Enticing people who have never bought a plant is what we should be focusing our energy on, not poo-pooing the next decorated gift plant from the grocery store. I’ve been watching this market grow exponentially this year. They are trying everything. Some of it, in my opinion, is gross and some of it’s downright beautiful. None of it is natural, but who cares.
It all started with dried strawflowers glued to the top of any old cactus. People bought them because not only was it a cactus, which was cool in its own right, but that cactus now had a really pretty pink, orange or yellow flower on top. It had to be real, right? We all knew it was glued on, but consumers didn’t. Most know so little about plants that this should be no surprise. It’s the 80/20 rule – 80 percent know little to nothing and 20 percent know a lot.

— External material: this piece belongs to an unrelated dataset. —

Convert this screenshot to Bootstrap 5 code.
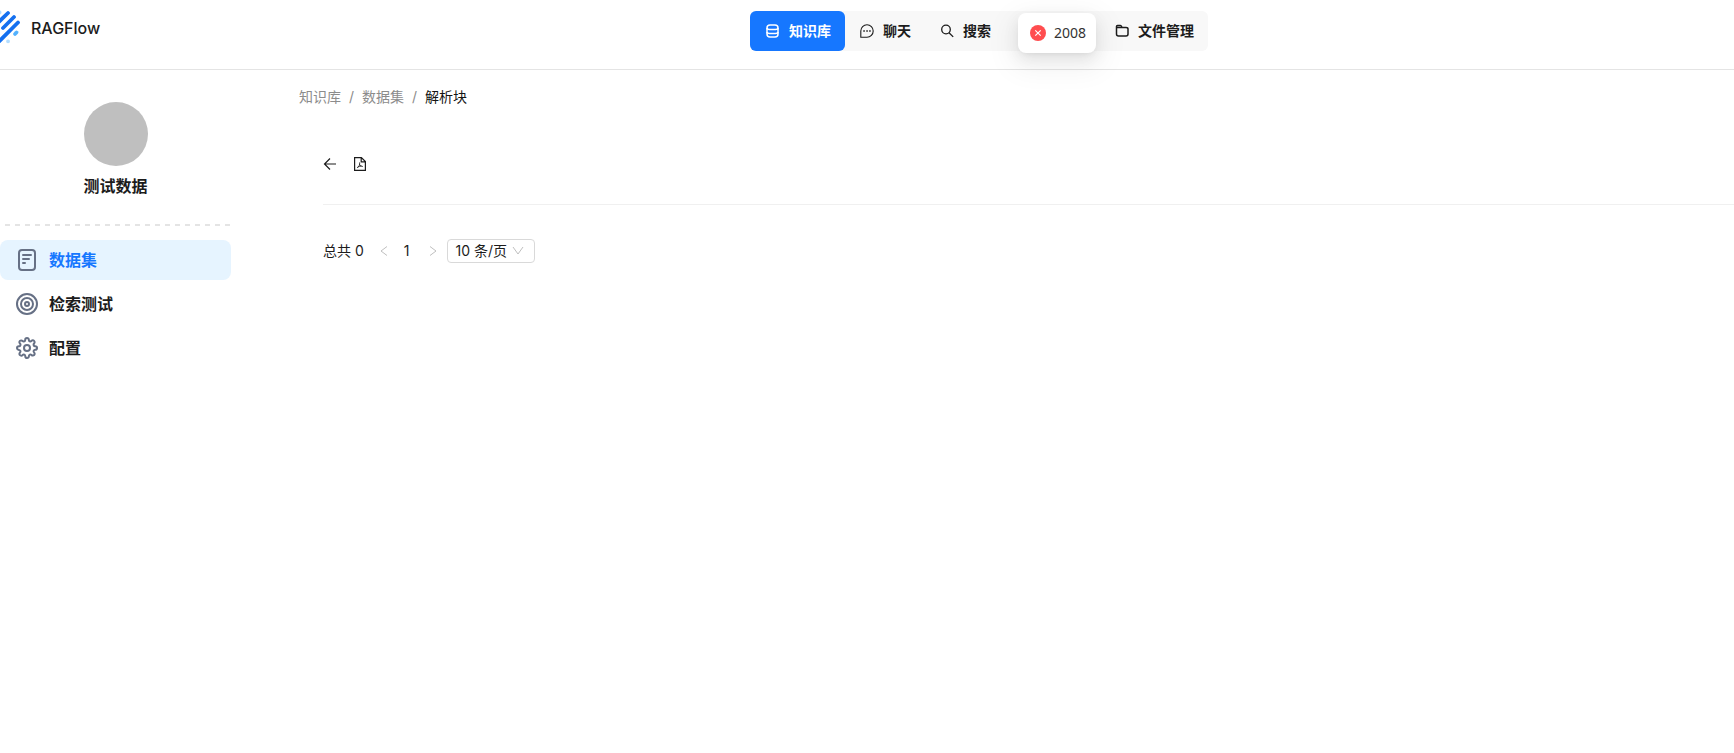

I do think it’s important to let the buyer know the plants are dyed or painted. I recently saw a label on a painted succulent that told the consumer the plant would change colors as it grew and it if it was doing well and healthy, it might even turn green as it gets bigger.
That’s a start.
How do trained horticulturists and designers get over their phobia of dyed and colored plants? Step one is realizing it’s okay, as long as we are truthful. As long as we tell consumers it is painted or dyed and as long as we tell them the next flowers might be white, it’s okay. Think of them as decorations or tchotchkes (dare I say, the island of misfit toys?).
I know, I know… really? Yes, really!
It’s not that I want these plants to die, and it’s not that I don’t want people to appreciate plants in their natural state – trust me, I do. But what I really want is to expand the consumer base who buys plants and to get people to take things home and try them. What if these plants are our “gateway drugs?” What if they get hooked and see other stuff that entices them because this one lived and did well, so they come back for more? What if the next time they shop they see that naturally mauve echeveria or naturally black aeonium on the shelf and think this is the most beautiful plant they have ever seen? They might take it home and we have just created a lifelong buyer – the birth of a new plant person.
Isn’t that what this is all about? Teaching people to love and need plants?
Get over your dang horticulturally snobbish selves and don’t ditch the dye job. Embrace it!